# Construct ODE that approaches an asymptote

1. Sep 13, 2013

### usn7564

1. The problem statement, all variables and given/known data
Construct a first order linear differential equation whose solutions have the required behavior as t approaches infinity. Then solve your equation and confirm that the solutions do indeed have the specified property.

All solutions are asymptotic to the line y = 2 - t as t approaches infinity.

I don't even know where to begin, could someone give me a kick in the right direction? I tried just writing a linear differential equations with two unknown functions f and g (y' + fy = g) and getting the general solution but obviously that involves a completely unknown integral and I doubt it would lead anywhere.

2. Sep 13, 2013

### pasmith

Let $x(t) = y(t) - (2-t)$.

Can you think of a linear first-order ODE with constant coefficients for which all solutions tend to zero as $t \to \infty$?

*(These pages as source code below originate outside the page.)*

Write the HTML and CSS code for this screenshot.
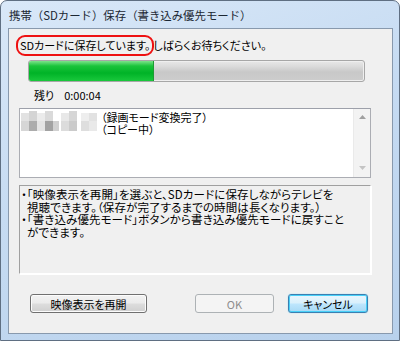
FILE: index.html
```html
<!DOCTYPE html>
<html lang="ja">
<head>
    <meta charset="UTF-8">
    <title>携帯（SDカード）保存（書き込み優先モード）</title>
    <link rel="stylesheet" href="styles.css">
</head>
<body>
    <div class="window">
        <div class="titlebar">携帯（SDカード）保存（書き込み優先モード）</div>
        <div class="client">
            <div class="status">
                <span class="mark">SDカードに保存しています。</span>しばらくお待ちください。
            </div>

            <div class="progress">
                <div class="progress-fill" style="width: 37%"></div>
            </div>

            <div class="remain">
                <span>残り</span>
                <span class="time">0:00:04</span>
            </div>

            <div class="listbox">
                <div class="list-items">
                    <div class="list-row">
                        <svg class="mosaic" width="76" height="24" viewBox="0 0 76 24">
                            <rect x="0" y="2" width="8" height="8" fill="#e2e2e2"/>
                            <rect x="8" y="0" width="8" height="10" fill="#d4d4d4"/>
                            <rect x="16" y="2" width="8" height="8" fill="#ebebeb"/>
                            <rect x="24" y="0" width="8" height="10" fill="#dadada"/>
                            <rect x="40" y="2" width="8" height="8" fill="#e8e8e8"/>
                            <rect x="48" y="0" width="8" height="10" fill="#d6d6d6"/>
                            <rect x="60" y="2" width="8" height="8" fill="#eeeeee"/>
                            <rect x="68" y="2" width="8" height="8" fill="#e2e2e2"/>
                            <rect x="0" y="10" width="8" height="10" fill="#d6d6d6"/>
                            <rect x="8" y="10" width="8" height="10" fill="#acacac"/>
                            <rect x="16" y="10" width="8" height="10" fill="#e4e4e4"/>
                            <rect x="24" y="10" width="8" height="10" fill="#a2a2a2"/>
                            <rect x="32" y="10" width="6" height="10" fill="#d0d0d0"/>
                            <rect x="40" y="10" width="8" height="10" fill="#dcdcdc"/>
                            <rect x="48" y="10" width="8" height="10" fill="#cbcbcb"/>
                            <rect x="60" y="10" width="8" height="10" fill="#dedede"/>
                            <rect x="68" y="10" width="8" height="10" fill="#e9e9e9"/>
                        </svg>
                        <div class="list-text">
                            <div>（録画モード変換完了）</div>
                            <div>（コピー中）</div>
                        </div>
                    </div>
                </div>
                <div class="scrollbar">
                    <svg width="7" height="4" viewBox="0 0 7 4"><path d="M0 4 L3.5 0 L7 4 Z" fill="#a0a0a0"/></svg>
                    <svg width="7" height="4" viewBox="0 0 7 4"><path d="M0 0 L3.5 4 L7 0 Z" fill="#c4c4c4"/></svg>
                </div>
            </div>

            <div class="info">
                <div>・「映像表示を再開」を選ぶと、SDカードに保存しながらテレビを</div>
                <div class="indent">視聴できます。（保存が完了するまでの時間は長くなります。）</div>
                <div>・「書き込み優先モード」ボタンから書き込み優先モードに戻すこと</div>
                <div class="indent">ができます。</div>
            </div>

            <div class="buttons">
                <button class="btn btn-resume">映像表示を再開</button>
                <div class="right-buttons">
                    <button class="btn btn-ok" disabled>OK</button>
                    <button class="btn btn-cancel">キャンセル</button>
                </div>
            </div>
        </div>
    </div>
</body>
</html>
```

FILE: styles.css
```css
body {
    margin: 0;
    width: 400px;
    height: 341px;
    overflow: hidden;
    background: #ffffff;
    font-family: "Noto Sans CJK JP", "Noto Sans", sans-serif;
    font-size: 11px;
    color: #000;
    font-feature-settings: "palt";
}
.window {
    box-sizing: border-box;
    width: 400px;
    height: 341px;
    border: 1px solid #5f6f82;
    border-radius: 7px 7px 0 0;
    background: linear-gradient(160deg, #d9e8f8 0%, #c6dbf2 45%, #b8d1ec 100%);
    display: flex;
    flex-direction: column;
    padding: 0 6px 6px 7px;
}
.titlebar {
    height: 27px;
    line-height: 28px;
    padding-left: 1px;
    color: #1b2733;
    font-size: 11.4px;
    font-feature-settings: normal;
    white-space: nowrap;
}
.client {
    box-sizing: border-box;
    width: 385px;
    flex: 1;
    border: 1px solid #8899ad;
    background: #f0f0f0;
    display: flex;
    flex-direction: column;
    padding: 0 0 0 10px;
}
.status {
    height: 26px;
    line-height: 32px;
    white-space: nowrap;
}
.mark {
    display: inline-block;
    line-height: 15px;
    margin-left: -3px;
    padding: 1px 2px 1px 2px;
    border: 2px solid #ee1111;
    border-radius: 9px;
    margin-right: -1px;
}
.progress {
    box-sizing: border-box;
    width: 337px;
    height: 22px;
    margin: 5px 0 0 9px;
    border: 1px solid #a7a7a7;
    border-radius: 3px;
    background: linear-gradient(#e8e8e8 0%, #d9d9d9 30%, #c8c8c8 55%, #cdcdcd 100%);
    box-shadow: inset 0 0 0 1px #efefef;
    overflow: hidden;
}
.progress-fill {
    height: 100%;
    background: linear-gradient(#7de38b 0%, #19c43a 25%, #00b327 60%, #19c83c 100%);
    border-right: 1px solid #1d9c33;
}
.remain {
    display: flex;
    gap: 10px;
    height: 26px;
    line-height: 26px;
    padding-left: 15px;
}
.listbox {
    box-sizing: border-box;
    width: 352px;
    height: 70px;
    border: 1px solid #abadb3;
    border-top-color: #9da0aa;
    background: #fff;
    display: flex;
}
.list-items {
    flex: 1;
    padding: 2px 0 0 1px;
}
.list-row {
    display: flex;
    gap: 4px;
}
.mosaic {
    flex-shrink: 0;
}
.list-text {
    line-height: 12px;
}
.scrollbar {
    width: 16px;
    background: #f3f3f3;
    border-left: 1px solid #eaeaea;
    display: flex;
    flex-direction: column;
    justify-content: space-between;
    align-items: center;
    padding: 6px 0 7px;
}
.info {
    box-sizing: border-box;
    width: 352px;
    height: 89px;
    margin-top: 7px;
    border: 1px solid;
    border-color: #a0a0a0 #ffffff #ffffff #a0a0a0;
    box-shadow: 1px 1px 0 #fff;
    padding: 2px 0 0 1px;
    font-size: 11.5px;
    letter-spacing: 0.1px;
    line-height: 12.5px;
    white-space: nowrap;
}
.indent {
    padding-left: 6px;
}
.buttons {
    width: 349px;
    display: flex;
    justify-content: space-between;
    margin-top: 20px;
    padding-left: 11px;
    box-sizing: border-box;
}
.right-buttons {
    display: flex;
    gap: 14px;
}
.btn {
    box-sizing: border-box;
    height: 19px;
    padding: 0;
    font-family: inherit;
    font-size: 11px;
    font-feature-settings: "palt";
    border: 1px solid #707070;
    border-radius: 3px;
    background: linear-gradient(#f2f2f2 0%, #ebebeb 48%, #dddddd 52%, #cfcfcf 100%);
    color: #000;
    box-shadow: inset 0 0 0 1px #fcfcfc;
}
.btn-resume {
    width: 117px;
}
.btn-ok {
    width: 79px;
    border-color: #adb2b5;
    background: #f4f4f4;
    color: #8d8d8d;
    box-shadow: none;
}
.btn-cancel {
    width: 80px;
    border-color: #3c7fb1;
    background: linear-gradient(#eaf6fd 0%, #d9f0fc 48%, #bee6fd 52%, #a7d9f5 100%);
    box-shadow: inset 0 0 0 1px #48d0f8, 0 0 1px #48d0f8;
}
```
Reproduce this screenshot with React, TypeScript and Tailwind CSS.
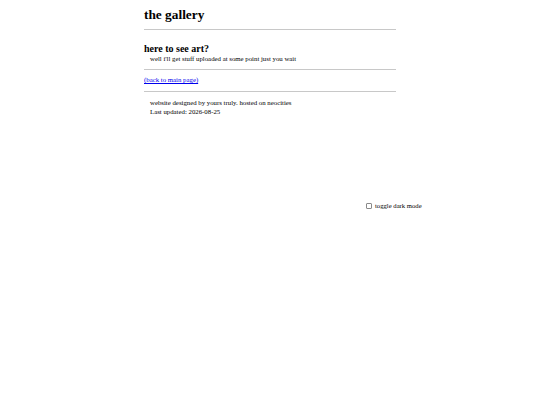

Now let $x$ satisfy that ODE.

3. Sep 15, 2013

### usn7564

Thanks, could use a few more pointers though. So I put x(t) = y(t) - (2-t) where x approaches zero as t approaches infinity which makes sense as the equation describes what y(t) I want.
Can't see how I relate it to the ODE though. Say I find one where all solutions tend to zero (y' + y = 0) for example, how do I connect it to x(t)?

4. Sep 15, 2013

### pasmith

Take $x' + x = 0$ and substitute $x = y - (2-t)$.

5. Sep 15, 2013

### usn7564

Understand now, thank you. No idea why it was so tricky to wrap my head around it now, but there you go.